El Monte airport (EMT) is a small airfield with a single 3000’ runway, primarily serving local general aviation aircraft. Back before TSA unleashed the gestapo on the nation’s airports, El Monte was an unsecured playground for the neighborhood kids to run and play and race their RC cars.
During a period of construction, a large hole was excavated near the parking lot to contain the foundation for a new building. Typical of county projects, construction proceeded slowly, and the excavation remained long enough for local children to shape the dirt hole into a primitive BMX park.

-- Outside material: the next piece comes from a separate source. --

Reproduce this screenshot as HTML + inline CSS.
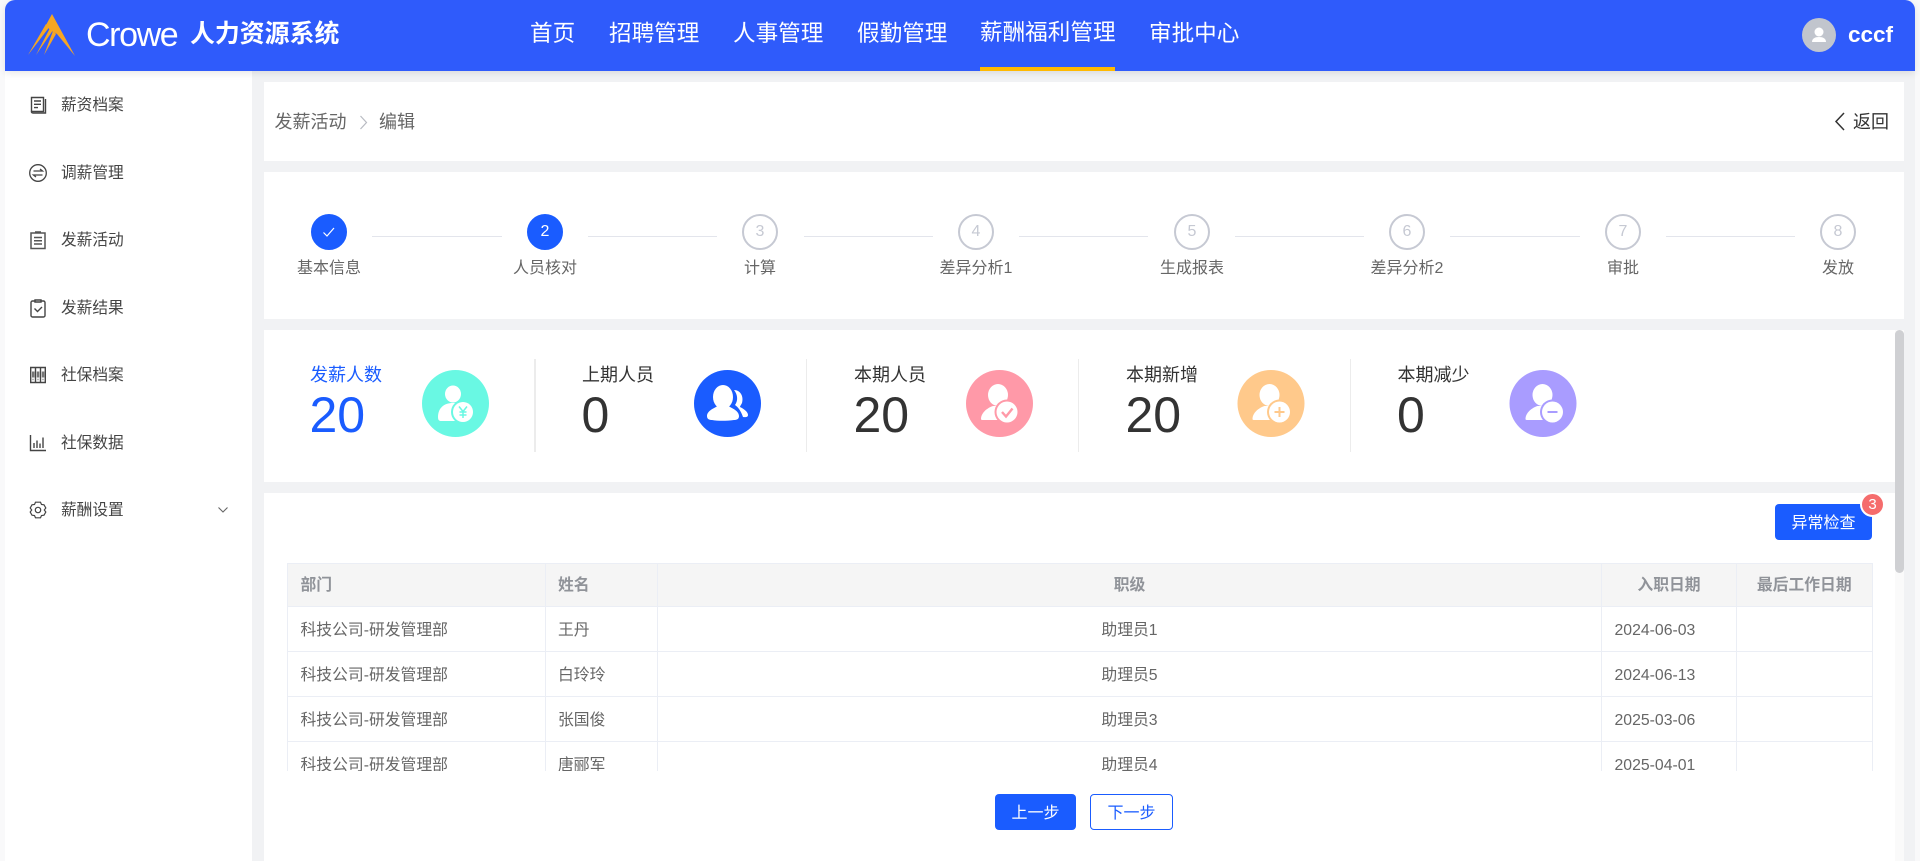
<!DOCTYPE html>
<html lang="zh-CN">
<head>
<meta charset="utf-8">
<title>人力资源系统</title>
<style>
*{box-sizing:border-box;margin:0;padding:0}
html,body{width:1920px;height:861px;overflow:hidden;background:#f9f9fa;font-family:"Liberation Sans","Noto Sans CJK SC",sans-serif}
.a{position:absolute;white-space:nowrap}
#hdr{position:absolute;left:5px;top:0;width:1910px;height:71px;background:#2f5bfb;border-radius:10px 10px 0 0;z-index:3;box-shadow:0 2px 8px rgba(0,0,0,.10)}
#main{position:absolute;left:252px;top:71px;width:1663px;height:790px;background:#f1f2f4}
#side{position:absolute;left:5px;top:71px;width:247px;height:790px;background:#fff;z-index:2}
.card{position:absolute;left:264px;width:1640px;background:#fff}
.nav{position:absolute;top:18px;line-height:32px;font-size:22.6px;color:#fff;white-space:nowrap}
.si{position:absolute;left:61px;font-size:15.7px;line-height:20px;color:#444;white-space:nowrap;z-index:3}
.ic{position:absolute;left:28px;width:20px;height:20px;z-index:3}
.st{position:absolute;top:214px;width:36px;height:36px;border-radius:50%;border:2px solid #c6c9d3;color:#c6c9d3;font-size:16px;line-height:32px;text-align:center;background:#fff}
.st.on{background:#1a5cff;border-color:#1a5cff;color:#fff}
.sl{position:absolute;top:258px;width:120px;text-align:center;font-size:16px;line-height:22px;color:#666;white-space:nowrap}
.ln{position:absolute;top:235.5px;height:1px;background:#e3e5ec}
.lb{position:absolute;top:362.500px;font-size:18px;line-height:24px;color:#333;white-space:nowrap}
.nm{position:absolute;top:386px;font-size:50px;line-height:58px;color:#333;white-space:nowrap}
.dv{position:absolute;top:359px;width:2px;height:93px;background:#ececec}
.ci{position:absolute;top:370px;width:67px;height:67px}
#tw{position:absolute;left:287px;top:563px;width:1586px;height:208px;overflow:hidden}
table{border-collapse:collapse;table-layout:fixed;width:1584.500px}
th,td{border:1px solid #ebeef5;font-size:15.8px;padding:0 0 3px 12.500px;white-space:nowrap;overflow:hidden}
th{height:43px;background:#f5f5f5;color:#909399;font-weight:700;text-align:left}
td{height:45px;color:#666;padding-bottom:1px}
td.d{padding:3px 0 0 12.500px}
.c,td.c{text-align:center;padding:0 0 1px 0}
th.c{padding:0 0 3px 0}
.btn{position:absolute;border-radius:4px;font-size:16px;text-align:center;white-space:nowrap}
</style>
</head>
<body>
<div id="main"></div>
<div id="side"></div>

<div id="hdr"></div>
<svg class="a" style="left:26px;top:12px;z-index:4" width="52" height="46" viewBox="26 12 52 46">
<path d="M52 14L75 56L57 34L50 30L46 25Z" fill="#f5a623"/>
<path d="M46 24L49 27.500L28 55Z" fill="#f5a623"/>
<path d="M50 28L52.500 31L36 55Z" fill="#f5a623"/>
<path d="M53 31L56 34L44 55Z" fill="#f5a623"/>
</svg>
<div class="a" style="left:86px;top:14px;font-size:34px;line-height:42px;color:#fff;letter-spacing:-1.4px;z-index:4">Crowe</div>
<div class="a" style="left:190px;top:17px;font-size:24.9px;line-height:34px;color:#fff;font-weight:700;z-index:4">人力资源系统</div>

<div class="nav" style="left:530px;z-index:4">首页</div>
<div class="nav" style="left:609px;z-index:4">招聘管理</div>
<div class="nav" style="left:733px;z-index:4">人事管理</div>
<div class="nav" style="left:857px;z-index:4">假勤管理</div>
<div class="nav" style="left:980px;top:17px;z-index:4">薪酬福利管理</div>
<div class="nav" style="left:1149px;z-index:4">审批中心</div>
<div class="a" style="left:980px;top:67px;width:135px;height:4px;background:#ffb900;z-index:4"></div>

<svg class="a" style="left:1802px;top:18px;z-index:4" width="34" height="34" viewBox="0 0 34 34">
<circle cx="17" cy="17" r="17" fill="#c1c5cd"/>
<circle cx="17" cy="14" r="4.5" fill="#fff"/>
<path d="M10 24c0-3.5 3-5 7-5s7 1.500 7 5z" fill="#fff"/>
</svg>
<div class="a" style="left:1848px;top:20px;font-size:22.5px;line-height:30px;font-weight:700;color:#fff;z-index:4">cccf</div>

<!-- Sidebar -->
<svg class="ic" style="top:95px" viewBox="0 0 20 20" fill="none" stroke="#444" stroke-width="1.4"><path d="M3.500 2.500h12v14h-12z"/><path d="M3.500 16.500c0 1 .5 1.500 1.500 1.500h12.500V4"/><path d="M6 6h7M6 9.300h7M6 12.600h4"/></svg>
<div class="si" style="top:96px">薪资档案</div>
<svg class="ic" style="top:163px" viewBox="0 0 20 20" fill="none" stroke="#444" stroke-width="1.3"><circle cx="10" cy="10" r="8.300"/><path d="M5.500 8h9l-2.500-2M14.500 12h-9l2.500 2"/></svg>
<div class="si" style="top:164px">调薪管理</div>
<svg class="ic" style="top:230px" viewBox="0 0 20 20" fill="none" stroke="#555" stroke-width="1.500"><path d="M3 3h14v15.500H3z"/><path d="M7 2h6M6 7.500h8M6 10.700h8M6 14h8"/></svg>
<div class="si" style="top:231px">发薪活动</div>
<svg class="ic" style="top:298px" viewBox="0 0 20 20" fill="none" stroke="#444" stroke-width="1.400"><path d="M7 3H4.500A1.500 1.500 0 0 0 3 4.500v13A1.500 1.500 0 0 0 4.500 19h11a1.500 1.500 0 0 0 1.500-1.500v-13A1.500 1.500 0 0 0 15.500 3H13"/><path d="M7 2h6v2H7zM6.500 10.500l3 3 4.500-4.500"/></svg>
<div class="si" style="top:299px">发薪结果</div>
<svg class="ic" style="top:365px" viewBox="0 0 20 20" fill="none" stroke="#444" stroke-width="1.400"><path d="M2.700 2.500h14.600v15H2.700zM7.500 2.500v15M12.500 2.500v15"/><path d="M4 9.500h2.500M8.800 9.500h2.500M13.800 9.500h2.500" stroke="#777" stroke-width="6"/><path d="M4.500 14.500h1M9.500 14.500h1M14.500 14.500h1" stroke="#777"/></svg>
<div class="si" style="top:366px">社保档案</div>
<svg class="ic" style="top:433px" viewBox="0 0 20 20" fill="none" stroke="#444" stroke-width="1.400"><path d="M2.500 2v15.500H18"/><path d="M6 15V10M9 15V7.500M12 15V10.500M15 15V4.500"/></svg>
<div class="si" style="top:434px">社保数据</div>
<svg class="ic" style="top:500px" viewBox="0 0 20 20" fill="none" stroke="#444" stroke-width="1.200"><path d="M7.500 2.200h5l1 2.300 2.500.3 1.800 3.200-1.500 2 1.500 2-1.800 3.200-2.500.3-1 2.300h-5l-1-2.300-2.500-.3L2.200 12l1.500-2-1.500-2L4 4.800l2.500-.3z"/><circle cx="10" cy="10" r="2.700"/></svg>
<div class="si" style="top:501px">薪酬设置</div>
<svg class="a" style="left:217px;top:505px;z-index:3" width="12" height="10" viewBox="0 0 12 10" fill="none" stroke="#666" stroke-width="1.100"><path d="M1.500 2.500L6 7l4.500-4.500"/></svg>

<!-- Breadcrumb -->
<div class="card" style="top:82px;height:79px"></div>
<div class="a" style="left:274.500px;top:109px;font-size:18px;line-height:26px;color:#666">发薪活动</div>
<svg class="a" style="left:358px;top:114px" width="11" height="17" viewBox="0 0 11 17" fill="none" stroke="#b8bbc2" stroke-width="1.200"><path d="M2.500 2l6 6.500-6 6.500"/></svg>
<div class="a" style="left:379px;top:109px;font-size:18px;line-height:26px;color:#666">编辑</div>
<svg class="a" style="left:1833px;top:111px" width="13" height="21" viewBox="0 0 13 21" fill="none" stroke="#333" stroke-width="1.500"><path d="M11 2L3 10.500 11 19"/></svg>
<div class="a" style="left:1853px;top:109px;font-size:18px;line-height:26px;color:#333">返回</div>

<!-- Steps -->
<div class="card" style="top:172px;height:147px"></div>
<div class="ln" style="left:372px;width:130px"></div>
<div class="ln" style="left:588px;width:129px"></div>
<div class="ln" style="left:804px;width:129px"></div>
<div class="ln" style="left:1019px;width:129px"></div>
<div class="ln" style="left:1235px;width:129px"></div>
<div class="ln" style="left:1450px;width:130px"></div>
<div class="ln" style="left:1666px;width:129px"></div>

<div class="st on" style="left:311px"><svg width="14" height="12" viewBox="0 0 14 12" fill="none" stroke="#fff" stroke-width="1.200" style="margin-top:10px;display:block;margin-left:9px"><path d="M1.500 6.500l3.500 3.500 7-8"/></svg></div>
<div class="st on" style="left:527px">2</div>
<div class="st" style="left:742px">3</div>
<div class="st" style="left:958px">4</div>
<div class="st" style="left:1174px">5</div>
<div class="st" style="left:1389px">6</div>
<div class="st" style="left:1605px">7</div>
<div class="st" style="left:1820px">8</div>
<div class="sl" style="left:269px">基本信息</div>
<div class="sl" style="left:485px">人员核对</div>
<div class="sl" style="left:700px">计算</div>
<div class="sl" style="left:916px">差异分析1</div>
<div class="sl" style="left:1132px">生成报表</div>
<div class="sl" style="left:1347px">差异分析2</div>
<div class="sl" style="left:1563px">审批</div>
<div class="sl" style="left:1778px">发放</div>

<!-- Stats -->
<div class="card" style="top:330px;height:152px"></div>
<div class="lb" style="left:310px;color:#1a5cff">发薪人数</div>
<div class="nm" style="left:309.500px;color:#1a5cff">20</div>
<svg class="ci" style="left:422px" viewBox="0 0 67 67"><circle cx="33.500" cy="33.500" r="33.500" fill="#69f8e3"/><ellipse cx="31" cy="24" rx="8" ry="8.500" fill="#fff"/><path d="M16 47c0-9 6-14 15-14s15 5 15 14c0 3-1 4-4 4H19c-2 0-3-1-3-4z" fill="#fff"/><circle cx="41" cy="42" r="12" fill="#69f8e3"/><circle cx="41" cy="42" r="10" fill="#fff"/><path d="M37 36.500l4 5 4-5M41 41.500V48M37.500 42h7M37.500 45h7" fill="none" stroke="#69f8e3" stroke-width="1.500"/></svg>
<div class="dv" style="left:534px"></div>

<div class="lb" style="left:582px">上期人员</div>
<div class="nm" style="left:581.500px">0</div>
<svg class="ci" style="left:694px" viewBox="0 0 67 67"><circle cx="33.500" cy="33.500" r="33.500" fill="#1a5cff"/><path d="M40 20C46 20 50 26 48 33C47 35 46 36 46 37C50 39 54 42 54 45C54 47 52 47.500 49 47C47 41 44 37 41 35C44 31 44 25 40 20Z" fill="#fff"/><ellipse cx="29" cy="27" rx="10" ry="12" fill="#fff"/><path d="M13 46C13 41 20 38 24 36L34 36C38 38 45 41 45 46C45 49 43 50 40 50C32 51 24 51 18 50C15 50 13 49 13 46Z" fill="#fff"/></svg>
<div class="dv" style="left:806px;width:1px"></div>

<div class="lb" style="left:854px">本期人员</div>
<div class="nm" style="left:853.500px">20</div>
<svg class="ci" style="left:966px" viewBox="0 0 67 67"><circle cx="33.500" cy="33.500" r="33.500" fill="#ff99a8"/><ellipse cx="32" cy="25" rx="10" ry="11" fill="#fff"/><path d="M15 49c0-6 6-11 12-13h10c6 1 11 5 11 14L18 50c-2 0-3 0-3-1z" fill="#fff"/><circle cx="41" cy="42" r="12.500" fill="#ff99a8"/><circle cx="41" cy="42" r="10.500" fill="#fff"/><path d="M36 42l4 4.500 6.500-8" fill="none" stroke="#ff99a8" stroke-width="2.400"/></svg>
<div class="dv" style="left:1078px;width:1px"></div>

<div class="lb" style="left:1126px">本期新增</div>
<div class="nm" style="left:1125.500px">20</div>
<svg class="ci" style="left:1237px;width:68px" viewBox="0 0 67 67"><circle cx="33.500" cy="33.500" r="33.500" fill="#ffc98b"/><ellipse cx="32" cy="25" rx="10" ry="11" fill="#fff"/><path d="M15 49c0-6 6-11 12-13h10c6 1 11 5 11 14L18 50c-2 0-3 0-3-1z" fill="#fff"/><circle cx="42" cy="42" r="12.500" fill="#ffc98b"/><circle cx="42" cy="42" r="10.500" fill="#fff"/><path d="M37 42h10M42 37v10" fill="none" stroke="#ffc98b" stroke-width="2"/></svg>
<div class="dv" style="left:1350px;width:1px"></div>

<div class="lb" style="left:1397.500px">本期减少</div>
<div class="nm" style="left:1397px">0</div>
<svg class="ci" style="left:1509px;width:68px" viewBox="0 0 67 67"><circle cx="33.500" cy="33.500" r="33.500" fill="#a99cff"/><ellipse cx="33" cy="25" rx="10" ry="11" fill="#fff"/><path d="M16 49c0-6 6-11 12-13h10c6 1 11 5 11 14L19 50c-2 0-3 0-3-1z" fill="#fff"/><circle cx="43" cy="42" r="12.500" fill="#a99cff"/><circle cx="43" cy="42" r="10.500" fill="#fff"/><path d="M38 42h10" fill="none" stroke="#a99cff" stroke-width="2"/></svg>

<!-- Table card -->
<div class="card" style="top:493px;height:368px"></div>
<div class="btn" style="left:1775px;top:504px;width:97px;height:36px;line-height:40px;background:#1a5cff;color:#fff">异常检查</div>
<div class="a" style="left:1860px;top:492px;width:25px;height:25px;border-radius:50%;background:#f56c6c;border:2px solid #fff;color:#fff;font-size:15px;line-height:21px;text-align:center">3</div>

<div id="tw">
<table>
<colgroup><col style="width:257.500px"><col style="width:112.500px"><col style="width:944px"><col style="width:135px"><col style="width:135.500px"></colgroup>
<tr><th>部门</th><th>姓名</th><th class="c">职级</th><th class="c">入职日期</th><th class="c">最后工作日期</th></tr>
<tr><td>科技公司-研发管理部</td><td>王丹</td><td class="c">助理员1</td><td class="d">2024-06-03</td><td></td></tr>
<tr><td>科技公司-研发管理部</td><td>白玲玲</td><td class="c">助理员5</td><td class="d">2024-06-13</td><td></td></tr>
<tr><td>科技公司-研发管理部</td><td>张国俊</td><td class="c">助理员3</td><td class="d">2025-03-06</td><td></td></tr>
<tr><td>科技公司-研发管理部</td><td>唐郦军</td><td class="c">助理员4</td><td class="d">2025-04-01</td><td></td></tr>
</table>
</div>

<div class="btn" style="left:995px;top:794px;width:81px;height:36px;line-height:40px;background:#1a5cff;color:#fff">上一步</div>
<div class="btn" style="left:1090px;top:794px;width:83px;height:36px;line-height:38px;background:#fff;color:#1a5cff;border:1px solid #1a5cff">下一步</div>

<!-- Scrollbar -->
<div class="a" style="left:1895px;top:330px;width:9px;height:531px;background:#fafafa"></div>
<div class="a" style="left:1895px;top:330px;width:9px;height:243px;background:#cfd0d3;border-radius:5px"></div>
</body>
</html>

I had recently acquired my first mountain bike, a Walmart clunker that weighed more than myself. I was gonna ride that thing to the X games. But first I rode it to the airport to test it out on some totally sweet jumps.
No one else was playing at the construction site that day. A few single-engine aircraft circled the pattern from time to time. There was a triangular wedge of packed dirt that served as a ramp for launching jumps. I pedaled over. This was going to be awesome.
I was cleared for takeoff. Full throttle, I pedaled furiously up the ramp. Inches before liftoff, I changed my mind. Abort!! It’s too steep and scary! I grabbed the brakes, hard. The weight of the bike and rider lurched forward and the bicycle pitched over the edge of the ramp nose first. I followed, hitting the ground with my face.
Being young and resilient, I dusted myself off and got back in the saddle. I knew exactly what I had done wrong. Do over. I circled around to position myself for another takeoff roll. I held short for several minutes, mentally running up the courage to attempt the jump again. Okay, ready.
I took the active. Once again, I pedaled full power up the ramp. This time would be different. I would not make the same mistake twice. This time, I changed my mind 2 feet from the edge of the ramp and came to a full stop just before the lip. I watched the dirt crumble over the top. Whew, that was close.
I walked the bike back down the ramp. I wasn’t ready that time. I tried again and again, each time aborting the jump earlier and earlier. I wasn’t ready. I still wasn’t ready. As long as an escape hatch existed, I would always reach for the safest way out.
I had a spectator. The airport fuel truck was parked on the east side of the dirt pit. Jose, the airport fueler, sat in the driver’s seat and watched me intently. Fresh out of high school, he spent his days operating the fuel truck to pay for flying lessons. Many years later, Jose would go on to become a First Officer for US Airways.
Aware that I was being watched, I was a little embarrassed. I pretended to adjust something on my bike.
“Why don’t you just go for it?”
“I think there’s something wrong with my bike.” There’s something wrong with the engine.
Jose got out of the truck and walked over. He reached over my bike and disconnected the brake cable from the cantilevers at both wheels.
“Now try it.”
I pulled the brake levers a few times. Zero resistance. There was no way out. The escape hatch was closed.
I was terrified, but I would sooner plunge to my death than look like a wimp in front of an audience. I got on the bike and pedaled towards the ramp. Every nerve in my body fought for self-preservation. My mind raced for ways to back out, but came up empty. Braking was not an option. I held my breath and braced myself. Full throttle. It was Sydney or the bush. I pedaled straight off the end of the ramp and achieved liftoff.